> _Exercise aim_
Pictures stay out of the copy; set down each line of the listing below exactly.

> _Given data_
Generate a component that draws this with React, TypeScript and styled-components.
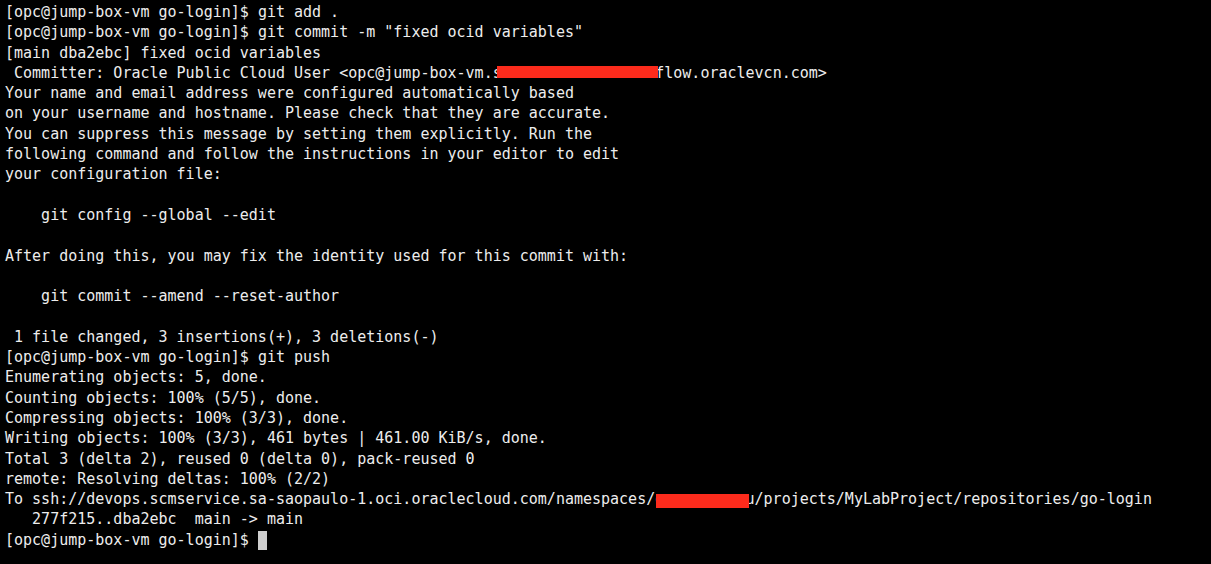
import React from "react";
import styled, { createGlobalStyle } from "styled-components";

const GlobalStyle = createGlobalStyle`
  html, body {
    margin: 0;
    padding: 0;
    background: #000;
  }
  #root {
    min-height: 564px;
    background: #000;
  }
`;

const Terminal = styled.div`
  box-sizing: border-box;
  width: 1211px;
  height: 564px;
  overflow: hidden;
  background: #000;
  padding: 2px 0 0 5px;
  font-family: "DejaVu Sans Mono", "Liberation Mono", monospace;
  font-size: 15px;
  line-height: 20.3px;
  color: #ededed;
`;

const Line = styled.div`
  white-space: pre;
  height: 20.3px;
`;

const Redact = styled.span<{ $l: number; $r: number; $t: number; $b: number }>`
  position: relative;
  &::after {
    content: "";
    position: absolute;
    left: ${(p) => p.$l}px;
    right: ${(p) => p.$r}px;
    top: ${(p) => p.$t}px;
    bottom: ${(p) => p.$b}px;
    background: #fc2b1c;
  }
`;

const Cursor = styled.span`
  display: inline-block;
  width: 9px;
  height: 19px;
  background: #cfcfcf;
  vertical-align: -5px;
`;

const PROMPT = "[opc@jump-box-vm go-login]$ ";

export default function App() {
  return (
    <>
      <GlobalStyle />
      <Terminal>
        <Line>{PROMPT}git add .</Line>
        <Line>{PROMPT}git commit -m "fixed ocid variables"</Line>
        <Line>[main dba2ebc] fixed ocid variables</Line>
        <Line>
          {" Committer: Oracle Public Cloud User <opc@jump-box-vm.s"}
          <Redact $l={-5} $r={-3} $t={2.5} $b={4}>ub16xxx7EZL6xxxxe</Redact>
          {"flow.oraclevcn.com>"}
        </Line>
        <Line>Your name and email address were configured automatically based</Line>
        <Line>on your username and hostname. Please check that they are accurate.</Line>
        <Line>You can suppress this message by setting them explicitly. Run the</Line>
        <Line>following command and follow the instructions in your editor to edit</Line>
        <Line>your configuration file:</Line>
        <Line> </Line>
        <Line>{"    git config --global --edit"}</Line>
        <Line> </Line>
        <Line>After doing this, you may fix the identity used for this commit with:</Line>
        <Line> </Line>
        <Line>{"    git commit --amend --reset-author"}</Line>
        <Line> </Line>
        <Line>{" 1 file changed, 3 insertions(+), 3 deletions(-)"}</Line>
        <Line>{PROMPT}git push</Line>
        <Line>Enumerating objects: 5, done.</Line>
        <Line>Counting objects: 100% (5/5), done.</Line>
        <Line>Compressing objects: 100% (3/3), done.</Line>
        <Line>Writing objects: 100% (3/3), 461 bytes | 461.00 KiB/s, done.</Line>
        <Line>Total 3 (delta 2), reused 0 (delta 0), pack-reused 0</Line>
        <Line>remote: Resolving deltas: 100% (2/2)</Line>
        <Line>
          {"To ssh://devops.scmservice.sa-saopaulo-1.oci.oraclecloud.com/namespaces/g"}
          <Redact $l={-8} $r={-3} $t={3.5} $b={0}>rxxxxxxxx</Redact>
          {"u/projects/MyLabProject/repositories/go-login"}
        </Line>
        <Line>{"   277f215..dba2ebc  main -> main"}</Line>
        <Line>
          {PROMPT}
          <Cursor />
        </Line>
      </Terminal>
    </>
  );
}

> _Exercise output_
Generate a component that draws this with React, TypeScript and styled-components.
import React from "react";
import styled, { createGlobalStyle } from "styled-components";

const GlobalStyle = createGlobalStyle`
  html, body {
    margin: 0;
    padding: 0;
    background: #000;
  }
  #root {
    min-height: 564px;
    background: #000;
  }
`;

const Terminal = styled.div`
  box-sizing: border-box;
  width: 1211px;
  height: 564px;
  overflow: hidden;
  background: #000;
  padding: 2px 0 0 5px;
  font-family: "DejaVu Sans Mono", "Liberation Mono", monospace;
  font-size: 15px;
  line-height: 20.3px;
  color: #ededed;
`;

const Line = styled.div`
  white-space: pre;
  height: 20.3px;
`;

const Redact = styled.span<{ $l: number; $r: number; $t: number; $b: number }>`
  position: relative;
  &::after {
    content: "";
    position: absolute;
    left: ${(p) => p.$l}px;
    right: ${(p) => p.$r}px;
    top: ${(p) => p.$t}px;
    bottom: ${(p) => p.$b}px;
    background: #fc2b1c;
  }
`;

const Cursor = styled.span`
  display: inline-block;
  width: 9px;
  height: 19px;
  background: #cfcfcf;
  vertical-align: -5px;
`;

const PROMPT = "[opc@jump-box-vm go-login]$ ";

export default function App() {
  return (
    <>
      <GlobalStyle />
      <Terminal>
        <Line>{PROMPT}git add .</Line>
        <Line>{PROMPT}git commit -m "fixed ocid variables"</Line>
        <Line>[main dba2ebc] fixed ocid variables</Line>
        <Line>
          {" Committer: Oracle Public Cloud User <opc@jump-box-vm.s"}
          <Redact $l={-5} $r={-3} $t={2.5} $b={4}>ub16xxx7EZL6xxxxe</Redact>
          {"flow.oraclevcn.com>"}
        </Line>
        <Line>Your name and email address were configured automatically based</Line>
        <Line>on your username and hostname. Please check that they are accurate.</Line>
        <Line>You can suppress this message by setting them explicitly. Run the</Line>
        <Line>following command and follow the instructions in your editor to edit</Line>
        <Line>your configuration file:</Line>
        <Line> </Line>
        <Line>{"    git config --global --edit"}</Line>
        <Line> </Line>
        <Line>After doing this, you may fix the identity used for this commit with:</Line>
        <Line> </Line>
        <Line>{"    git commit --amend --reset-author"}</Line>
        <Line> </Line>
        <Line>{" 1 file changed, 3 insertions(+), 3 deletions(-)"}</Line>
        <Line>{PROMPT}git push</Line>
        <Line>Enumerating objects: 5, done.</Line>
        <Line>Counting objects: 100% (5/5), done.</Line>
        <Line>Compressing objects: 100% (3/3), done.</Line>
        <Line>Writing objects: 100% (3/3), 461 bytes | 461.00 KiB/s, done.</Line>
        <Line>Total 3 (delta 2), reused 0 (delta 0), pack-reused 0</Line>
        <Line>remote: Resolving deltas: 100% (2/2)</Line>
        <Line>
          {"To ssh://devops.scmservice.sa-saopaulo-1.oci.oraclecloud.com/namespaces/g"}
          <Redact $l={-8} $r={-3} $t={3.5} $b={0}>rxxxxxxxx</Redact>
          {"u/projects/MyLabProject/repositories/go-login"}
        </Line>
        <Line>{"   277f215..dba2ebc  main -> main"}</Line>
        <Line>
          {PROMPT}
          <Cursor />
        </Line>
      </Terminal>
    </>
  );
}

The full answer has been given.